Effect of inert gas on ignition ability of metal friction

Abstract

For typical equipment used in the industries, such as conveyors, grinding and polishing machines, the potential hazard of friction sparks and hot surfaces as ignition sources should be considered. In this study, three representative metallic materials are selected to study the incendivity of the friction spark and hot surface in an inert gas environment. When the metal has a lower thermal conductivity, the heat energy is more likely to accumulate at the contact surface instead of being conducted.

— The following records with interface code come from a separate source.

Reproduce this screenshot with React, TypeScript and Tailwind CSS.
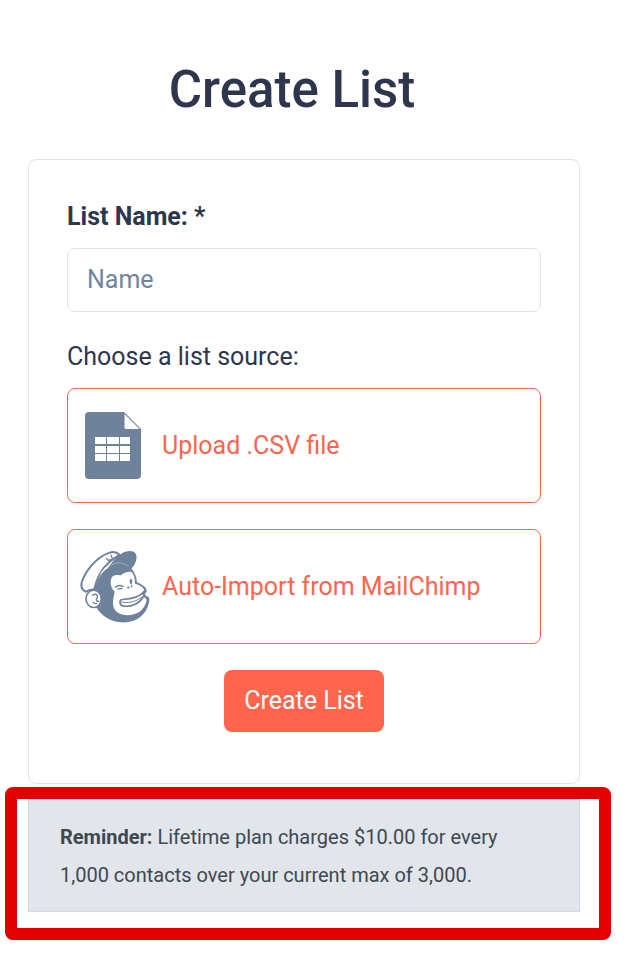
import type { ReactNode } from "react";

function SheetIcon() {
  return (
    <svg viewBox="0 0 60 68" className="h-17 w-15" aria-hidden="true">
      <path
        fill="#6e829c"
        d="M4 0H39L56 17V63a4 4 0 0 1-4 4H4a4 4 0 0 1-4-4V4a4 4 0 0 1 4-4Z"
      />
      <path fill="#fff" d="M39.500 2 54.500 17H41a1.500 1.500 0 0 1-1.500-1.500Z" />
      <path
        fill="#fff"
        d="M10 25h11v7H10zM22 25h12v7H22zM35 25h10v7H35zM10 34h11v7H10zM22 34h12v7H22zM35 34h10v7H35zM10 42h11v7H10zM22 42h12v7H22zM35 42h10v7H35z"
      />
    </svg>
  );
}

function ChimpIcon() {
  return (
    <svg
      viewBox="18 30 210 218"
      className="h-[73px] w-[70px]"
      fill="none"
      stroke="#6e829c"
      strokeLinecap="round"
      strokeLinejoin="round"
      aria-hidden="true"
    >
      {/* head and visor */}
      <path
        fill="#6e829c"
        stroke="none"
        d="M60 152C68 120 88 88 112 70C120 58 130 48 142 41C156 31 180 29 186 42C191 54 184 74 172 85C183 97 188 112 189 127C202 131 217 141 218 151C218 156 215 159 212 162L217 168C225 167 228 174 225 187C218 221 190 247 148 247C110 247 80 226 66 200Z"
      />
      {/* cap */}
      <path
        fill="#fff"
        strokeWidth="6"
        d="M36 155C24 149 20 141 23 128C32 95 68 50 105 38C118 33 128 35 137 44C126 50 115 57 106 66C86 82 69 112 60 148C51 147 43 149 36 155Z"
      />
      <path strokeWidth="4" d="M98 55L107 65M111 45L115 54M103 61L115 57" />
      <path fill="#fff" stroke="none" d="M77 103C86 89 98 77 110 73L101 84L113 77C100 85 88 92 77 103Z" />
      <path stroke="#fff" strokeWidth="1" d="M112 76C124 64 145 66 164 78" />
      {/* face */}
      <path
        fill="#fff"
        stroke="none"
        d="M111 118C114 105 125 103 139 106C148 99 160 93 172 95C180 102 183 117 183 131C198 135 210 143 211 151C209 156 205 160 205 162L213 174C218 174 219 180 216 188C208 212 188 225 160 225C134 225 117 211 117 190C117 173 121 163 122 154C113 147 108 132 111 118Z"
      />
      <path strokeWidth="5" d="M211 153C201 167 178 176 145 178C135 179 136 194 146 197C171 202 197 190 208 169" />
      <path strokeWidth="3" d="M143 186C165 190 187 184 203 171" />
      <path strokeWidth="4" d="M124 141Q135 132 148 139M132 146L144 145" />
      <g fill="#6e829c" stroke="none">
        <ellipse cx="171" cy="124" rx="4" ry="8" />
        <ellipse cx="163" cy="142" rx="4" ry="3" />
        <ellipse cx="173" cy="138" rx="2" ry="4" />
      </g>
      {/* ear */}
      <ellipse cx="59" cy="176" rx="23" ry="26" fill="#fff" strokeWidth="5" />
      <path strokeWidth="4" d="M56 166C66 158 73 165 69 173C65 180 68 185 74 183M57 186Q62 192 68 190" />
    </svg>
  );
}

function SourceButton({ icon, label }: { icon: ReactNode; label: string }) {
  return (
    <button
      type="button"
      className="flex h-[115px] w-full items-center gap-3 rounded-lg border border-[#ff654d] pl-3 text-left text-[#ff654d]"
    >
      <span className="flex w-[70px] shrink-0 justify-center">{icon}</span>
      {label}
    </button>
  );
}

export default function App() {
  return (
    <main className="min-h-screen bg-white pt-[60px] pr-14 pb-11 pl-7 font-[Roboto,sans-serif] text-[25px] leading-8 text-[#2d364d]">
      <h1 className="pr-6 text-center text-[51px] leading-[60px] font-medium">
        Create List
      </h1>

      <form className="mt-[39px] rounded-lg border border-[#dce5ec] px-[38px] pt-[41px] pb-[51px]">
        <label htmlFor="list-name" className="block font-bold">
          List Name: *
        </label>
        <input
          id="list-name"
          type="text"
          placeholder="Name"
          className="mt-[15px] block h-16 w-full rounded-lg border border-[#dce5ec] px-[19px] pb-[2px] placeholder:text-[#71859f]"
        />

        <p className="mt-[29px]">Choose a list source:</p>
        <div className="mt-[15px] flex flex-col gap-[26px]">
          <SourceButton icon={<SheetIcon />} label="Upload .CSV file" />
          <SourceButton icon={<ChimpIcon />} label="Auto-Import from MailChimp" />
        </div>

        <button
          type="submit"
          className="mx-auto mt-[26px] block h-[62px] w-40 rounded-lg bg-[#ff654d] text-white"
        >
          Create List
        </button>
      </form>

      <div className="relative mt-[15px]">
        <p className="border border-[#d3d8e2] bg-[#e2e5ea] px-[31px] pt-[18px] pb-[17px] text-xl leading-[38px] text-[#3d4852]">
          <b>Reminder:</b> Lifetime plan charges $10.00 for every 1,000 contacts
          over your current max of 3,000.
        </p>
        <div className="pointer-events-none absolute -top-3 -right-[31px] -bottom-7 -left-[23px] rounded-lg border-12 border-[#e50000]" />
      </div>
    </main>
  );
}
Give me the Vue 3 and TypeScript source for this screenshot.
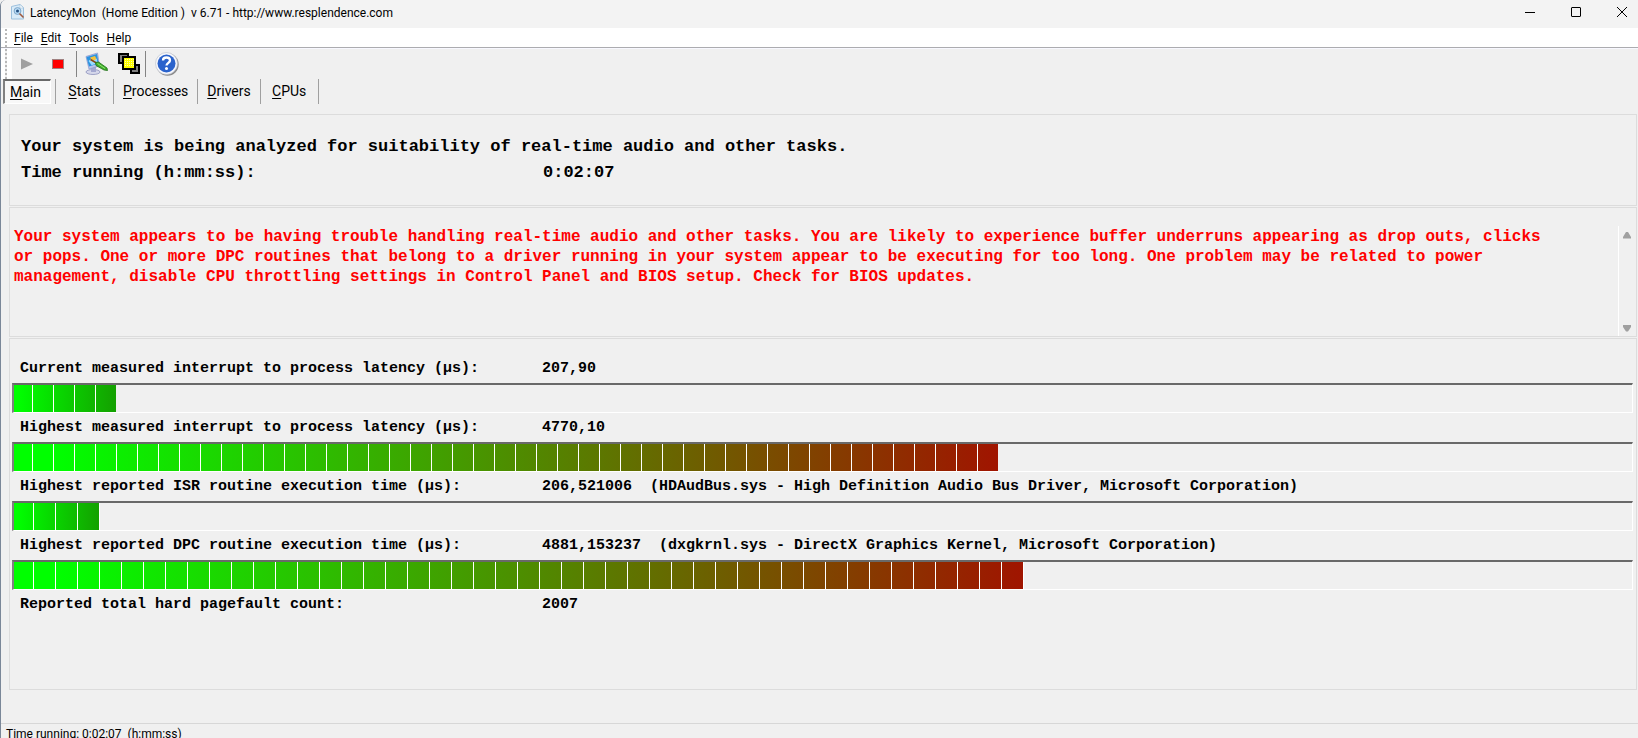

CO2 exhibits a better inhibitory effect on the spark formation and the temperature of sparks and hot surface than N2. When additional N2 content reaches 40%, the maximum temperatures of cast iron, 304 stainless steel, and 316 stainless steel decreased by 43.7%, 33.2%, and 35.6%. For 40% CO2, the maximum temperatures of the three metal friction surfaces are reduced by 48.1%, 47.7%, and 47.5%. The ignition test results are quantitatively analyzed, and the probability distributions of ignition and spark and friction surface temperatures are obtained. Compared with N2, the ignition probability of cast iron friction can be reduced by up to 57.8% with CO2. SEM, XPS and EDS analyses are performed for frictional products to examine the suppression effect of inert gas. The oxidation degree and the atomic percentage of oxygen in the friction products decrease with the increase of inert gas content.